■ Given problem: Examine the entries below, count the lines holding the string "screenshot", and respond with the number only.

□ □ □

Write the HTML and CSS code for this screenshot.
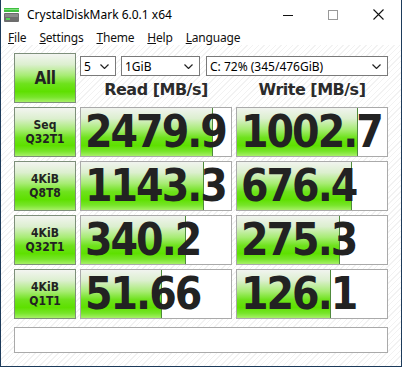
FILE: index.html
```html
<!DOCTYPE html>
<html lang="en">
<head>
    <meta charset="UTF-8">
    <title>CrystalDiskMark 6.0.1 x64</title>
    <link rel="stylesheet" href="styles.css">
</head>
<body>
    <div class="window">
        <div class="titlebar">
            <svg class="app-icon" width="15" height="14" viewBox="0 0 15 14">
                <rect x="0" y="0" width="15" height="4" fill="#3fbf3f"/>
                <rect x="0" y="1" width="15" height="1" fill="#7fe07f"/>
                <rect x="0" y="5" width="15" height="9" rx="1" fill="#6d6d6d"/>
                <rect x="1" y="6" width="13" height="3" fill="#8a8a8a"/>
                <rect x="2" y="10" width="4" height="2" fill="#56d656"/>
            </svg>
            <span class="title">CrystalDiskMark 6.0.1 x64</span>
            <div class="win-controls">
                <svg width="10" height="10" viewBox="0 0 10 10"><line x1="0" y1="5.5" x2="10" y2="5.5" stroke="#111" stroke-width="1"/></svg>
                <svg width="10" height="10" viewBox="0 0 10 10"><rect x="0.5" y="0.5" width="9" height="9" fill="none" stroke="#999" stroke-width="1"/></svg>
                <svg width="11" height="11" viewBox="0 0 11 11"><path d="M0.5 0.5 L10.5 10.5 M10.5 0.5 L0.5 10.5" stroke="#111" stroke-width="1.1"/></svg>
            </div>
        </div>
        <div class="menubar">
            <span><u>F</u>ile</span>
            <span><u>S</u>ettings</span>
            <span><u>T</u>heme</span>
            <span><u>H</u>elp</span>
            <span><u>L</u>anguage</span>
        </div>
        <div class="main">
            <div class="btn btn-all">All</div>
            <div class="head">
                <div class="selects">
                    <div class="select sel-count">5<svg width="9" height="5" viewBox="0 0 9 5"><polyline points="0.5,0.5 4.5,4.5 8.5,0.5" fill="none" stroke="#222" stroke-width="1.2"/></svg></div>
                    <div class="select sel-size">1GiB<svg width="9" height="5" viewBox="0 0 9 5"><polyline points="0.5,0.5 4.5,4.5 8.5,0.5" fill="none" stroke="#222" stroke-width="1.2"/></svg></div>
                    <div class="select sel-drive">C: 72% (345/476GiB)<svg width="9" height="5" viewBox="0 0 9 5"><polyline points="0.5,0.5 4.5,4.5 8.5,0.5" fill="none" stroke="#222" stroke-width="1.2"/></svg></div>
                </div>
                <div class="labels">
                    <div>Read [MB/s]</div>
                    <div>Write [MB/s]</div>
                </div>
            </div>

            <div class="btn">Seq<br>Q32T1</div>
            <div class="result"><div class="fill" style="width: 87%"></div><span>2479.9</span></div>
            <div class="result"><div class="fill" style="width: 80%"></div><span>1002.7</span></div>

            <div class="btn">4KiB<br>Q8T8</div>
            <div class="result"><div class="fill" style="width: 81%"></div><span>1143.3</span></div>
            <div class="result"><div class="fill" style="width: 76%"></div><span>676.4</span></div>

            <div class="btn">4KiB<br>Q32T1</div>
            <div class="result"><div class="fill" style="width: 69%"></div><span>340.2</span></div>
            <div class="result"><div class="fill" style="width: 68%"></div><span>275.3</span></div>

            <div class="btn">4KiB<br>Q1T1</div>
            <div class="result"><div class="fill" style="width: 53%"></div><span>51.66</span></div>
            <div class="result"><div class="fill" style="width: 62%"></div><span>126.1</span></div>

            <div class="status"></div>
        </div>
    </div>
</body>
</html>
```

FILE: styles.css
```css
body {
    margin: 0;
    font-family: "Noto Sans", "Open Sans", sans-serif;
    color: #111;
}
.window {
    width: 402px;
    height: 367px;
    box-sizing: border-box;
    border: 1px solid #1d3b5b;
    border-top: none;
    background-color: #fff;
    display: flex;
    flex-direction: column;
}
.titlebar {
    flex-shrink: 0;
    height: 29px;
    display: flex;
    align-items: center;
    padding-left: 3px;
    background-color: #fff;
}
.app-icon {
    margin-right: 8px;
}
.title {
    font-size: 12px;
    color: #000;
}
.win-controls {
    margin-left: auto;
    display: flex;
    align-items: center;
    gap: 35px;
    padding-right: 17px;
}
.menubar {
    flex-shrink: 0;
    height: 16px;
    display: flex;
    align-items: center;
    padding-left: 7px;
    font-size: 12px;
    letter-spacing: -0.2px;
    background-color: #fff;
}
.menubar span {
    margin-right: 13px;
}
.main {
    flex: 1;
    display: grid;
    grid-template-columns: 62px 152px 152px;
    grid-template-rows: repeat(5, 50px) 30px;
    gap: 4px;
    padding: 8px 0 0 13px;
    background: repeating-linear-gradient(-45deg, #fff 0, #fff 3px, #f2f2f2 3px, #f2f2f2 4px);
}
.btn {
    box-sizing: border-box;
    border: 1px solid #7d8f7a;
    background: linear-gradient(to bottom, #f3f5f1 0%, #dcefcf 22%, #a6ec72 45%, #6ee21c 62%, #5ee000 78%, #77e52a 90%, #a7f068 100%);
    display: flex;
    align-items: center;
    justify-content: center;
    text-align: center;
    font-family: "DejaVu Sans Condensed", "DejaVu Sans", sans-serif;
    font-stretch: condensed;
    font-weight: bold;
    font-size: 12px;
    line-height: 14px;
    color: #222;
}
.btn-all {
    font-size: 17px;
    letter-spacing: -0.5px;
}
.head {
    grid-column: span 2;
    display: flex;
    flex-direction: column;
}
.selects {
    display: flex;
    margin-top: 3px;
    height: 20px;
}
.select {
    box-sizing: border-box;
    height: 20px;
    border: 1px solid #7a7a7a;
    background-color: #fff;
    display: flex;
    align-items: center;
    justify-content: space-between;
    padding: 0 6px 0 3px;
    font-size: 12px;
    color: #000;
}
.sel-count {
    width: 36px;
}
.sel-size {
    width: 79px;
    margin-left: 5px;
}
.sel-drive {
    width: 182px;
    margin-left: 6px;
}
.labels {
    flex: 1;
    display: grid;
    grid-template-columns: 152px 152px;
    gap: 4px;
    align-items: center;
}
.labels div {
    text-align: center;
    font-family: "DejaVu Sans", sans-serif;
    font-weight: bold;
    font-size: 16px;
    letter-spacing: -0.5px;
    color: #2b2b2b;
}
.result {
    position: relative;
    box-sizing: border-box;
    border: 1px solid #aaa;
    background-color: #fff;
    display: flex;
    align-items: center;
    padding-left: 4px;
    overflow: hidden;
}
.fill {
    position: absolute;
    top: 0;
    bottom: 0;
    left: 0;
    border-right: 1px solid #4f8a3c;
    background: linear-gradient(to bottom, #f1f4ef 0%, #dcefcf 22%, #a6ec72 45%, #6ee21c 62%, #5ee000 78%, #77e52a 90%, #a7f068 100%);
}
.result span {
    position: relative;
    font-family: "DejaVu Sans Condensed", "DejaVu Sans", sans-serif;
    font-stretch: condensed;
    font-weight: bold;
    font-size: 44px;
    letter-spacing: -2px;
    color: #222;
    line-height: 1;
}
.status {
    grid-column: 1 / -1;
    margin-top: 4px;
    box-sizing: border-box;
    border: 1px solid #aaa;
    background-color: #fff;
}
```
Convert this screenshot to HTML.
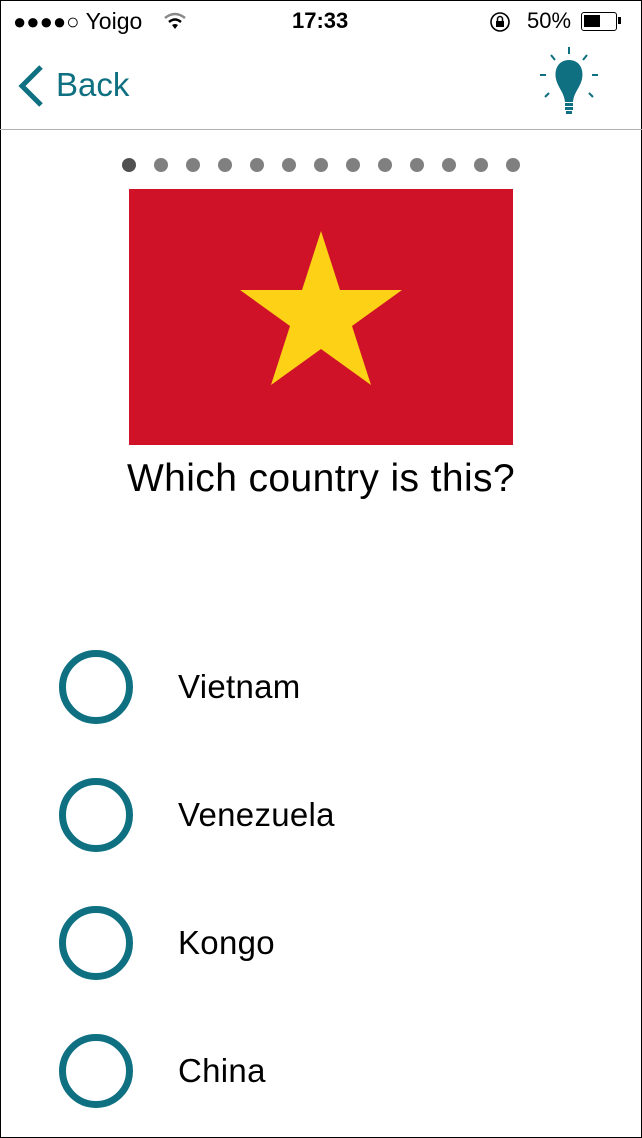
<!DOCTYPE html>
<html><head><style>
html,body{margin:0;padding:0;}
body{width:642px;height:1138px;position:relative;background:#fff;font-family:"Liberation Sans",sans-serif;overflow:hidden;}
.frame{position:absolute;left:0;top:0;width:640px;height:1136px;border:1px solid #000;}
.t{position:absolute;white-space:nowrap;}
.dot{position:absolute;top:158px;width:14px;height:14px;border-radius:50%;background:#808080;}
.c{position:absolute;left:59px;width:60px;height:60px;border:7px solid #0e7080;border-radius:50%;}
.o{position:absolute;left:178px;font-size:33px;color:#000;letter-spacing:0.3px;}
</style></head><body>
<div class="frame"></div>
<div class="t" style="left:13px;top:8px;font-size:22px;">●●●●○ <span style="font-size:23px">Yoigo</span></div>
<svg style="position:absolute;left:163px;top:12px" width="24" height="18" viewBox="0 0 24 18"><path d="M2 6 Q12 -2 22 6" stroke="#888" stroke-width="2.5" fill="none"/><path d="M6 10 Q12 5 18 10" stroke="#000" stroke-width="2.5" fill="none"/><path d="M9 13 L12 17 L15 13 Q12 11 9 13Z" fill="#000"/></svg>
<div class="t" style="left:292px;top:8px;font-size:22px;font-weight:bold;">17:33</div>
<svg style="position:absolute;left:489px;top:11px" width="22" height="22" viewBox="0 0 22 22"><circle cx="11" cy="11" r="9" stroke="#000" stroke-width="1.6" fill="none"/><rect x="7" y="10" width="8" height="6" fill="#000"/><path d="M8.5 10 V8 a2.5 2.5 0 0 1 5 0 V10" stroke="#000" stroke-width="1.5" fill="none"/></svg>
<div class="t" style="left:527px;top:8px;font-size:22px;">50%</div>
<div style="position:absolute;left:581px;top:12px;width:34px;height:17px;border:1.5px solid #000;border-radius:3px;"></div>
<div style="position:absolute;left:584px;top:15px;width:16px;height:12px;background:#000;"></div>
<div style="position:absolute;left:618px;top:17px;width:3px;height:7px;background:#000;"></div>
<svg style="position:absolute;left:16px;top:64px" width="30" height="44" viewBox="0 0 30 44"><path d="M25 3 L6 22 L25 41" stroke="#0e7080" stroke-width="5" fill="none"/></svg>
<div class="t" style="left:56px;top:66px;font-size:33px;color:#0e7080;">Back</div>
<svg style="position:absolute;left:536px;top:44px" width="66" height="76" viewBox="0 0 66 76"><g stroke="#0e7080" stroke-width="2"><path d="M33 3 V10"/><path d="M15 11 L19 16"/><path d="M51 11 L47 16"/><path d="M4 31 H10"/><path d="M56 31 H62"/><path d="M9 53 L13 49"/><path d="M57 53 L53 49"/></g><path d="M33 16 C22 16 18 26 20 35 C22 44 28 48 29 58 H37 C38 48 44 44 46 35 C48 26 44 16 33 16Z" fill="#0e7080"/><rect x="29" y="59" width="8" height="3" fill="#0e7080"/><rect x="29" y="63" width="8" height="3" fill="#0e7080"/><rect x="30" y="67" width="6" height="3" fill="#0e7080"/></svg>
<div style="position:absolute;left:0;top:129px;width:642px;height:1px;background:#b0b0b0;"></div>
<div class="dot" style="left:122px;background:#505050"></div><div class="dot" style="left:154px"></div><div class="dot" style="left:186px"></div><div class="dot" style="left:218px"></div><div class="dot" style="left:250px"></div><div class="dot" style="left:282px"></div><div class="dot" style="left:314px"></div><div class="dot" style="left:346px"></div><div class="dot" style="left:378px"></div><div class="dot" style="left:410px"></div><div class="dot" style="left:442px"></div><div class="dot" style="left:474px"></div><div class="dot" style="left:506px"></div>
<svg style="position:absolute;left:129px;top:189px" width="384" height="256" viewBox="0 0 384 256"><rect width="384" height="256" fill="#cf1228"/><polygon fill="#fcd116" points="192,42 211,101 273,101 223,137 242,196 192,160 142,196 161,137 111,101 173,101"/></svg>
<div class="t" style="left:0;width:642px;text-align:center;top:457px;font-size:39px;letter-spacing:0.4px;">Which country is this?</div>
<div class="c" style="top:650px"></div><div class="o" style="top:668px">Vietnam</div>
<div class="c" style="top:778px"></div><div class="o" style="top:796px">Venezuela</div>
<div class="c" style="top:906px"></div><div class="o" style="top:924px">Kongo</div>
<div class="c" style="top:1034px"></div><div class="o" style="top:1052px">China</div>
</body></html>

□ □ □

■ Answer for the task: 2